I think that’s exactly what Jesus did. The Bible says he was hungry. He hadn’t eaten for forty days. Good grief, he was hungry, and Satan offered him bread. No doubt Jesus felt a huge desire for bread. In other words, his desire corresponded to the pleasure that was being offered in the temptation, but Jesus never allowed the desire to become a preference for bread over the will of God.

“There are often good desires in the heart that do correspond to the desire being offered in temptation.”

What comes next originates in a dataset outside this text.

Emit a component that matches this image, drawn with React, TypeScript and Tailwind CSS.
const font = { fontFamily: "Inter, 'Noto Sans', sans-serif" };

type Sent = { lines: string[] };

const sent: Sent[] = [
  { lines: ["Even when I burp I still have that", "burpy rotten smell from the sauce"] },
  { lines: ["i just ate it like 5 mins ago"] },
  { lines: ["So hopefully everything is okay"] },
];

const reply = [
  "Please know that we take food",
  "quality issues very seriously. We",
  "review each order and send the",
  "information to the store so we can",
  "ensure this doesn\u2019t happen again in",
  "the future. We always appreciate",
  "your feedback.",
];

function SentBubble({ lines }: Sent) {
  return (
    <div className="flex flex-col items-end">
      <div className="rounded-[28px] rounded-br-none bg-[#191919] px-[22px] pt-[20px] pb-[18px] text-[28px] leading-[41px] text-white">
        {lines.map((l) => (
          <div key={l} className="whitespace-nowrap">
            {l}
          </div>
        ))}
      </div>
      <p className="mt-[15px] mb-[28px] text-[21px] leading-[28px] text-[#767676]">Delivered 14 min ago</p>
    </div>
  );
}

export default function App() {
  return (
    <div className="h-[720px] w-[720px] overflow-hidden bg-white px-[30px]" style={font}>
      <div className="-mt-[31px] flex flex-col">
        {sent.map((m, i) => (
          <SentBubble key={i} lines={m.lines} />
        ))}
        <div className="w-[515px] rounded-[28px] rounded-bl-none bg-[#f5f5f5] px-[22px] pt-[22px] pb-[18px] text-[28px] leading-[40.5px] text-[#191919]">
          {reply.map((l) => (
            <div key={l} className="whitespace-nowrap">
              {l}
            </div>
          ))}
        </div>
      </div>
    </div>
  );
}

Now what James says is that each person is tempted when he is lured and enticed by his own desire. I think he means that this alluring and enticing at some point crosses the line into sin. He describes it as becoming pregnant — pregnant with sin because that’s what you give birth to. You give birth to what you’re pregnant with. It gives birth to sin.

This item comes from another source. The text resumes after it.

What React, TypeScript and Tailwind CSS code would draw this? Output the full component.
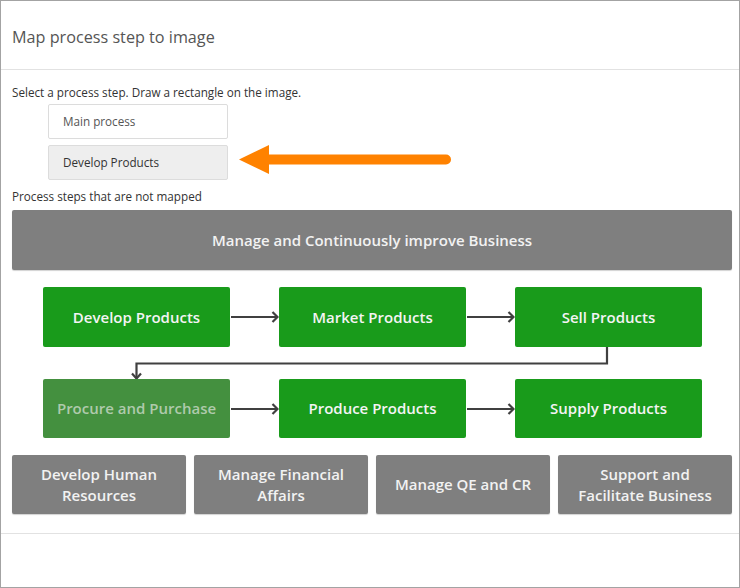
import React from "react";

function HArrow() {
  return (
    <svg width="49" height="60" viewBox="0 0 49 60" className="shrink-0">
      <line x1="1" y1="30" x2="47.5" y2="30" stroke="#404040" strokeWidth="2.2" />
      <polyline points="42.5,25 47.5,30 42.5,35" fill="none" stroke="#404040" strokeWidth="2.2" />
    </svg>
  );
}

function GreenBox({ children, faded }: { children: React.ReactNode; faded?: boolean }) {
  return (
    <div
      className={
        faded
          ? "w-[187px] h-full shrink-0 rounded-[2px] bg-[#44903f] text-[#afcaac] flex items-center justify-center text-[15px] font-semibold"
          : "w-[187px] h-full shrink-0 rounded-[2px] bg-[#199b1b] text-[#f4f4f4] flex items-center justify-center text-[15px] font-semibold"
      }
    >
      {children}
    </div>
  );
}

function GrayBox({ children }: { children: React.ReactNode }) {
  return (
    <div className="h-full rounded-[2px] bg-[#7f7f7f] text-[#f2f2f2] flex items-center justify-center text-center text-[15px] leading-[21px] font-semibold shadow-[0_1px_1px_rgba(0,0,0,0.18)]">
      {children}
    </div>
  );
}

export default function App() {
  return (
    <div className="w-[740px] h-[588px] box-border border border-[#a3a3a3] bg-white flex flex-col overflow-hidden font-['Open_Sans',sans-serif]">
      <div className="h-[69px] shrink-0 border-b border-[#e2e2e2] pl-[11px] pt-[24px]">
        <h1 className="text-[16.2px] leading-[24px] text-[#555555] font-normal">Map process step to image</h1>
      </div>

      <div className="flex-1 pl-[11px] pt-[13px]">
        <p className="text-[11.7px] leading-[18px] text-[#333333]">
          Select a process step. Draw a rectangle on the image.
        </p>
        <div className="ml-[36px] mt-[3px] flex flex-col gap-[6px]">
          <div className="w-[180px] h-[35px] box-border border border-[#dcdcdc] rounded-[2px] bg-white pl-[14px] pt-[1px] flex items-center text-[11.7px] text-[#555555]">
            Main process
          </div>
          <div className="flex items-start">
            <div className="w-[180px] h-[35px] box-border border border-[#dcdcdc] rounded-[2px] bg-[#eeeeee] pl-[14px] pt-[1px] flex items-center text-[11.7px] text-[#333333]">
              Develop Products
            </div>
            <svg width="214" height="30" viewBox="0 0 214 30" className="ml-[11px] shrink-0">
              <polygon points="0,14.5 30,0 30,29" fill="#ff8200" />
              <line x1="29" y1="14.5" x2="207" y2="14.5" stroke="#ff8200" strokeWidth="10" strokeLinecap="round" />
            </svg>
          </div>
        </div>
        <p className="mt-[7px] text-[11.7px] leading-[18px] text-[#333333]">Process steps that are not mapped</p>

        <div className="mt-[5px] w-[720px] flex flex-col">
          <div className="h-[60px] rounded-[2px] bg-[#7f7f7f] text-[#f2f2f2] flex items-center justify-center text-[15px] font-semibold shadow-[0_1px_1px_rgba(0,0,0,0.18)]">
            Manage and Continuously improve Business
          </div>

          <div className="mt-[17px] h-[60px] pl-[31px] flex">
            <GreenBox>Develop Products</GreenBox>
            <HArrow />
            <GreenBox>Market Products</GreenBox>
            <HArrow />
            <GreenBox>Sell Products</GreenBox>
          </div>

          <svg width="720" height="32" viewBox="0 0 720 32" className="block">
            <polyline
              points="595,0 595,16.5 124.5,16.5 124.5,31.5"
              fill="none"
              stroke="#404040"
              strokeWidth="2.2"
            />
            <polyline points="120,26.5 124.5,31.5 129,26.5" fill="none" stroke="#404040" strokeWidth="2.2" />
          </svg>

          <div className="h-[59px] pl-[31px] flex">
            <GreenBox faded>Procure and Purchase</GreenBox>
            <HArrow />
            <GreenBox>Produce Products</GreenBox>
            <HArrow />
            <GreenBox>Supply Products</GreenBox>
          </div>

          <div className="mt-[17px] h-[59px] grid grid-cols-4 gap-[8px]">
            <GrayBox>
              Develop Human
              <br />
              Resources
            </GrayBox>
            <GrayBox>
              Manage Financial
              <br />
              Affairs
            </GrayBox>
            <GrayBox>Manage QE and CR</GrayBox>
            <GrayBox>
              Support and
              <br />
              Facilitate Business
            </GrayBox>
          </div>
        </div>
      </div>

      <div className="h-[54px] shrink-0 border-t border-[#e2e2e2]" />
    </div>
  );
}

The reason I think this is because he says God cannot be tempted. Well, wait a minute. We know Jesus was tempted. James is defining temptation to include the point of allurement and enticement that crosses over into sin. That’s why God cannot be tempted in that sense. Jesus couldn’t be tempted in that sense.

Temptation or Sin?

Here’s the upshot. Sorry to make it so complicated, but that’s just what we’re stuck with as God is entrusting us some glorious things here in his word. Ordinarily, we understand temptation to be the external offer of a pleasure, which, if we embraced it, would be sin. This is the ordinary use of the meaning of temptation.

We may experience desires that correspond to that pleasure, which are not yet sinful, like Jesus’s hunger in the wilderness. Sometimes the New Testament understands temptation to include the crossing of the line between an innocent pleasure that we experience — that we have or that we desire — and the preference of that pleasure over God and God’s will. And, therefore, how vigilant we should be.